** BEGIN **

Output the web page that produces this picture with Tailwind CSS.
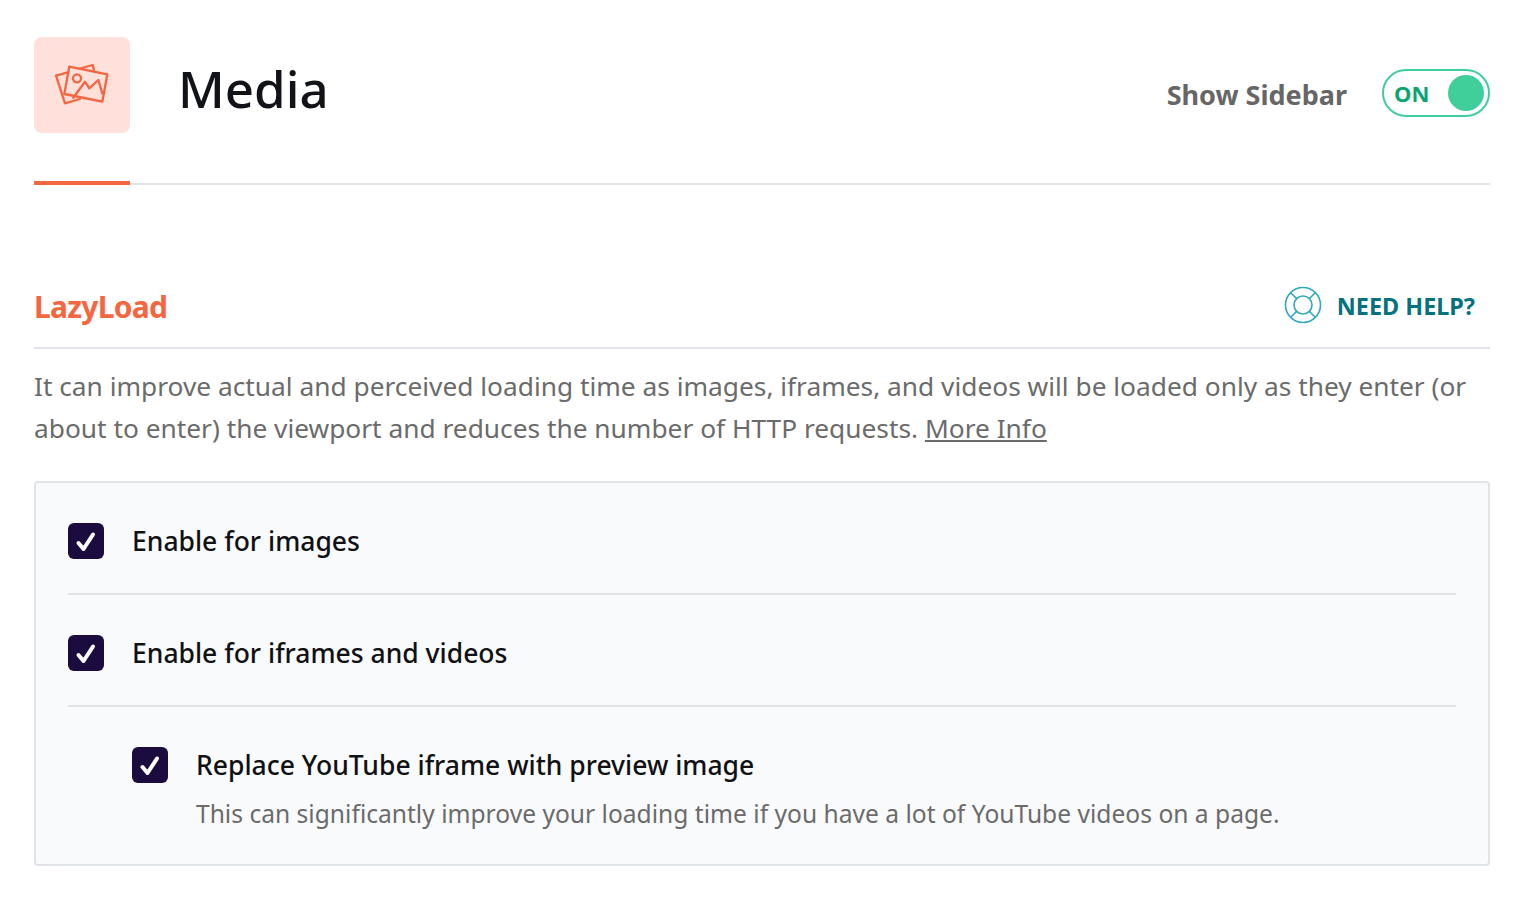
<!DOCTYPE html>
<html lang="en">
<head>
  <meta charset="UTF-8">
  <title>Media</title>
  <script src="https://cdn.jsdelivr.net/npm/@tailwindcss/browser@4"></script>
</head>
<body class="bg-white font-['Noto_Sans',sans-serif]">
<div class="pt-[37px] pl-[34px] pr-[35px]">
  <!-- header -->
  <div class="flex items-start h-[148px] border-b-2 border-[#e0e4e8] relative">
    <div class="w-[96px] h-[96px] rounded-lg bg-[#ffe0db]">
      <svg width="96" height="96" viewBox="34 37 96 96" fill="none" stroke="#f56640" stroke-width="2.3" stroke-linejoin="round" stroke-linecap="round">
        <path d="M69.3 66.7 L107.3 74.3 L102.3 101.7 L64.3 94 Z"/>
        <path d="M68 72.3 L56 75.7 L65 103.3 L80 99"/>
        <path d="M80 68.5 L92.7 65 L94 70"/>
        <circle cx="77" cy="78.3" r="4"/>
        <path d="M73.3 97.7 L85 81.7 L89.3 88.3 L98.3 80 L102.3 93.3"/>
      </svg>
    </div>
    <h1 class="ml-[48px] mt-[18px] text-[51px] leading-[66px] font-medium text-[#111318]">Media</h1>
    <div class="ml-auto mt-[30px] flex items-center">
      <span class="text-[27px] leading-[52px] font-bold text-[#666666] relative top-[2px] left-[1px]">Show Sidebar</span>
      <div class="ml-[36px] w-[108px] h-[48px] rounded-full border-2 border-[#3ecf9b] flex items-center justify-between pl-[10px] pr-[4px]">
        <span class="text-[22px] font-bold text-[#0ba56f]">ON</span>
        <span class="w-[36px] h-[36px] rounded-full bg-[#3ecf9b]"></span>
      </div>
    </div>
    <div class="absolute left-0 bottom-[-2px] w-[96px] h-[4px] bg-[#f56640]"></div>
  </div>

  <!-- section title -->
  <div class="mt-[93px] flex items-center justify-between h-[71px] border-b-2 border-[#e0e4e8] pb-[13px]">
    <h2 class="text-[30px] font-bold tracking-[-0.75px] text-[#f56640]">LazyLoad</h2>
    <a class="flex items-center pr-[15px]">
      <svg class="relative top-[-1px]" width="38" height="38" viewBox="0 0 38 38" fill="none" stroke="#2fa8c0" stroke-width="1.6">
        <circle cx="19" cy="19" r="17.5"/>
        <circle cx="19" cy="19" r="9"/>
        <path d="M7 7 L13 13 M31 7 L25 13 M7 31 L13 25 M31 31 L25 25"/>
      </svg>
      <span class="ml-[15px] text-[23.4px] font-bold text-[#04717f] relative top-[1px]">NEED HELP?</span>
    </a>
  </div>

  <p class="mt-[16px] text-[26.3px] leading-[42px] text-[#6b6b6b]">It can improve actual and perceived loading time as images, iframes, and videos will be loaded only as they enter (or about to enter) the viewport and reduces the number of HTTP requests. <a class="underline">More Info</a></p>

  <!-- options -->
  <div class="mt-[32px] bg-[#f9fafc] border-2 border-[#e0e4e8] rounded px-[32px]">
    <div class="flex items-center h-[112px] pt-[6px] border-b-2 border-[#e0e4e8]">
      <span class="w-[36px] h-[36px] rounded-md bg-[#1c0b3f] shrink-0">
        <svg width="36" height="36" viewBox="0 0 36 36" fill="none" stroke="#fff" stroke-width="4" stroke-linecap="round" stroke-linejoin="round"><path d="M10.5 20 L15.5 26 L25 11.5"/></svg>
      </span>
      <span class="ml-[28px] text-[26.5px] font-medium text-[#111114] relative top-[1px]">Enable for images</span>
    </div>
    <div class="flex items-center h-[112px] pt-[6px] border-b-2 border-[#e0e4e8]">
      <span class="w-[36px] h-[36px] rounded-md bg-[#1c0b3f] shrink-0">
        <svg width="36" height="36" viewBox="0 0 36 36" fill="none" stroke="#fff" stroke-width="4" stroke-linecap="round" stroke-linejoin="round"><path d="M10.5 20 L15.5 26 L25 11.5"/></svg>
      </span>
      <span class="ml-[28px] text-[26.5px] font-medium text-[#111114] relative top-[1px]">Enable for iframes and videos</span>
    </div>
    <div class="flex items-start h-[157px] pl-[64px] pt-[40px]">
      <span class="w-[36px] h-[36px] rounded-md bg-[#1c0b3f] shrink-0">
        <svg width="36" height="36" viewBox="0 0 36 36" fill="none" stroke="#fff" stroke-width="4" stroke-linecap="round" stroke-linejoin="round"><path d="M10.5 20 L15.5 26 L25 11.5"/></svg>
      </span>
      <div class="ml-[28px]">
        <div class="text-[26.5px] leading-[36px] font-medium text-[#111114]">Replace YouTube iframe with preview image</div>
        <div class="mt-[13px] text-[24.6px] leading-[36px] text-[#6b6b6b]">This can significantly improve your loading time if you have a lot of YouTube videos on a page.</div>
      </div>
    </div>
  </div>
</div>
</body>
</html>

** END **

#### [Task prompt]
Copy the whole listing above word for word but do not carry over the pictures.

#### [Response below]
Output the web page that produces this picture with Tailwind CSS.
<!DOCTYPE html>
<html lang="en">
<head>
  <meta charset="UTF-8">
  <title>Media</title>
  <script src="https://cdn.jsdelivr.net/npm/@tailwindcss/browser@4"></script>
</head>
<body class="bg-white font-['Noto_Sans',sans-serif]">
<div class="pt-[37px] pl-[34px] pr-[35px]">
  <!-- header -->
  <div class="flex items-start h-[148px] border-b-2 border-[#e0e4e8] relative">
    <div class="w-[96px] h-[96px] rounded-lg bg-[#ffe0db]">
      <svg width="96" height="96" viewBox="34 37 96 96" fill="none" stroke="#f56640" stroke-width="2.3" stroke-linejoin="round" stroke-linecap="round">
        <path d="M69.3 66.7 L107.3 74.3 L102.3 101.7 L64.3 94 Z"/>
        <path d="M68 72.3 L56 75.7 L65 103.3 L80 99"/>
        <path d="M80 68.5 L92.7 65 L94 70"/>
        <circle cx="77" cy="78.3" r="4"/>
        <path d="M73.3 97.7 L85 81.7 L89.3 88.3 L98.3 80 L102.3 93.3"/>
      </svg>
    </div>
    <h1 class="ml-[48px] mt-[18px] text-[51px] leading-[66px] font-medium text-[#111318]">Media</h1>
    <div class="ml-auto mt-[30px] flex items-center">
      <span class="text-[27px] leading-[52px] font-bold text-[#666666] relative top-[2px] left-[1px]">Show Sidebar</span>
      <div class="ml-[36px] w-[108px] h-[48px] rounded-full border-2 border-[#3ecf9b] flex items-center justify-between pl-[10px] pr-[4px]">
        <span class="text-[22px] font-bold text-[#0ba56f]">ON</span>
        <span class="w-[36px] h-[36px] rounded-full bg-[#3ecf9b]"></span>
      </div>
    </div>
    <div class="absolute left-0 bottom-[-2px] w-[96px] h-[4px] bg-[#f56640]"></div>
  </div>

  <!-- section title -->
  <div class="mt-[93px] flex items-center justify-between h-[71px] border-b-2 border-[#e0e4e8] pb-[13px]">
    <h2 class="text-[30px] font-bold tracking-[-0.75px] text-[#f56640]">LazyLoad</h2>
    <a class="flex items-center pr-[15px]">
      <svg class="relative top-[-1px]" width="38" height="38" viewBox="0 0 38 38" fill="none" stroke="#2fa8c0" stroke-width="1.6">
        <circle cx="19" cy="19" r="17.5"/>
        <circle cx="19" cy="19" r="9"/>
        <path d="M7 7 L13 13 M31 7 L25 13 M7 31 L13 25 M31 31 L25 25"/>
      </svg>
      <span class="ml-[15px] text-[23.4px] font-bold text-[#04717f] relative top-[1px]">NEED HELP?</span>
    </a>
  </div>

  <p class="mt-[16px] text-[26.3px] leading-[42px] text-[#6b6b6b]">It can improve actual and perceived loading time as images, iframes, and videos will be loaded only as they enter (or about to enter) the viewport and reduces the number of HTTP requests. <a class="underline">More Info</a></p>

  <!-- options -->
  <div class="mt-[32px] bg-[#f9fafc] border-2 border-[#e0e4e8] rounded px-[32px]">
    <div class="flex items-center h-[112px] pt-[6px] border-b-2 border-[#e0e4e8]">
      <span class="w-[36px] h-[36px] rounded-md bg-[#1c0b3f] shrink-0">
        <svg width="36" height="36" viewBox="0 0 36 36" fill="none" stroke="#fff" stroke-width="4" stroke-linecap="round" stroke-linejoin="round"><path d="M10.5 20 L15.5 26 L25 11.5"/></svg>
      </span>
      <span class="ml-[28px] text-[26.5px] font-medium text-[#111114] relative top-[1px]">Enable for images</span>
    </div>
    <div class="flex items-center h-[112px] pt-[6px] border-b-2 border-[#e0e4e8]">
      <span class="w-[36px] h-[36px] rounded-md bg-[#1c0b3f] shrink-0">
        <svg width="36" height="36" viewBox="0 0 36 36" fill="none" stroke="#fff" stroke-width="4" stroke-linecap="round" stroke-linejoin="round"><path d="M10.5 20 L15.5 26 L25 11.5"/></svg>
      </span>
      <span class="ml-[28px] text-[26.5px] font-medium text-[#111114] relative top-[1px]">Enable for iframes and videos</span>
    </div>
    <div class="flex items-start h-[157px] pl-[64px] pt-[40px]">
      <span class="w-[36px] h-[36px] rounded-md bg-[#1c0b3f] shrink-0">
        <svg width="36" height="36" viewBox="0 0 36 36" fill="none" stroke="#fff" stroke-width="4" stroke-linecap="round" stroke-linejoin="round"><path d="M10.5 20 L15.5 26 L25 11.5"/></svg>
      </span>
      <div class="ml-[28px]">
        <div class="text-[26.5px] leading-[36px] font-medium text-[#111114]">Replace YouTube iframe with preview image</div>
        <div class="mt-[13px] text-[24.6px] leading-[36px] text-[#6b6b6b]">This can significantly improve your loading time if you have a lot of YouTube videos on a page.</div>
      </div>
    </div>
  </div>
</div>
</body>
</html>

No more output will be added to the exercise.